Use Output = name: nic-2580247-eth0-vmware-sfw.2

Use the nic-number-eth0-vmware-sfw.2 to get the reset of the criteria. 

run = vsipioctl getfilterstat -f nic-6090470-eth0-vmware-sfw.2 | grep -E "DROP REASON | L7 attr error"

DROP REASON
L7 attr error:        423066 <---------HERE

This error would increase during the issue and keep incrementing. Vmotion of VM might cause a reset of some criteria. Run this command again later to how much attr error increases.

run = vsipioctl getfilterstat -f nic-6090470-eth0-vmware-sfw.2 | grep -E "DROP REASON | L7 attr error"

DROP REASON
L7 attr error:        425066 <--------HERE

We can see the Drop Reason value increase. 

-----------------------------------------------------
Here we can see a large number of active flows for UDP. The other flows are useful to understand but, in this example we will focus on UDP.

Next, run the following commands to get flows.

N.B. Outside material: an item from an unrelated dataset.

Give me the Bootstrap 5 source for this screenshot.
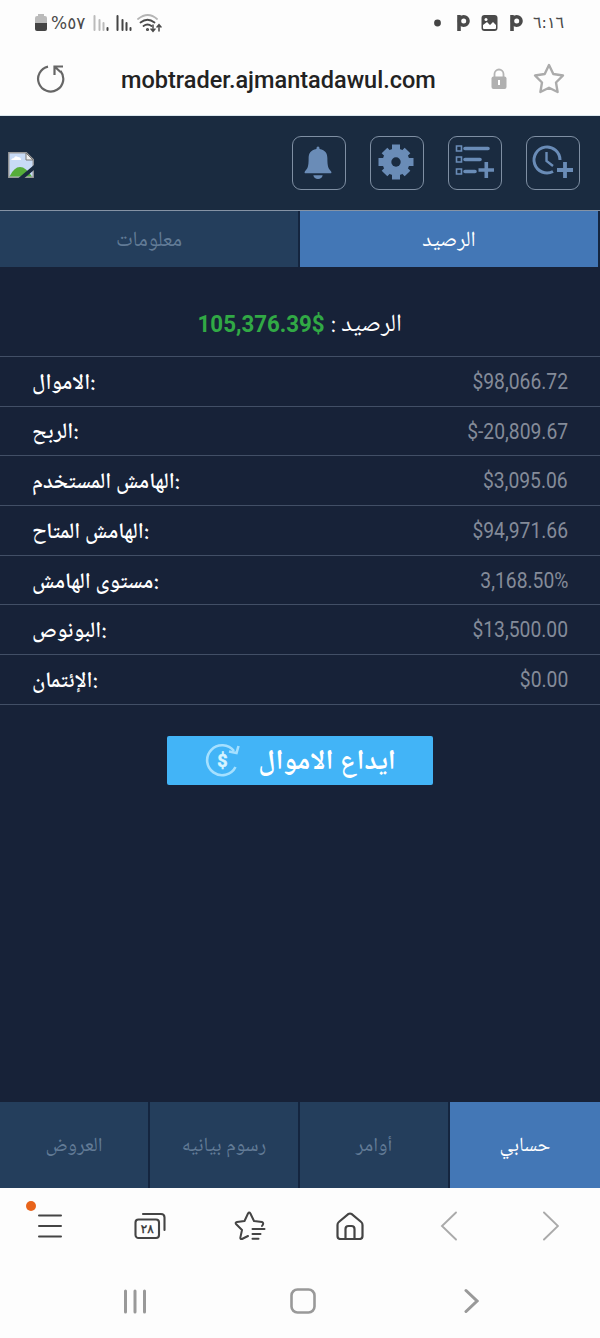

run = vsipioctl getfloodstat -f nic-2109705-eth0-vmware-sfw.2

UDP:

    Flood Protection        : disabled

    Active UDP Flows        = 26063 <------HERE

ICMP:

    Flood Protection        : disabled

    Active ICMP Flows       = 20

OTHER:

    Flood Protection        : disabled

    Active OTHER Flows      = 0

TCP Half-open:

    Flood Protection        : disabled

    Active TCP Flows        = 51


This DC VM was the cause of the heap threshold being over. 
-


At this time you can proceed with any of the options listed in the Workaround section.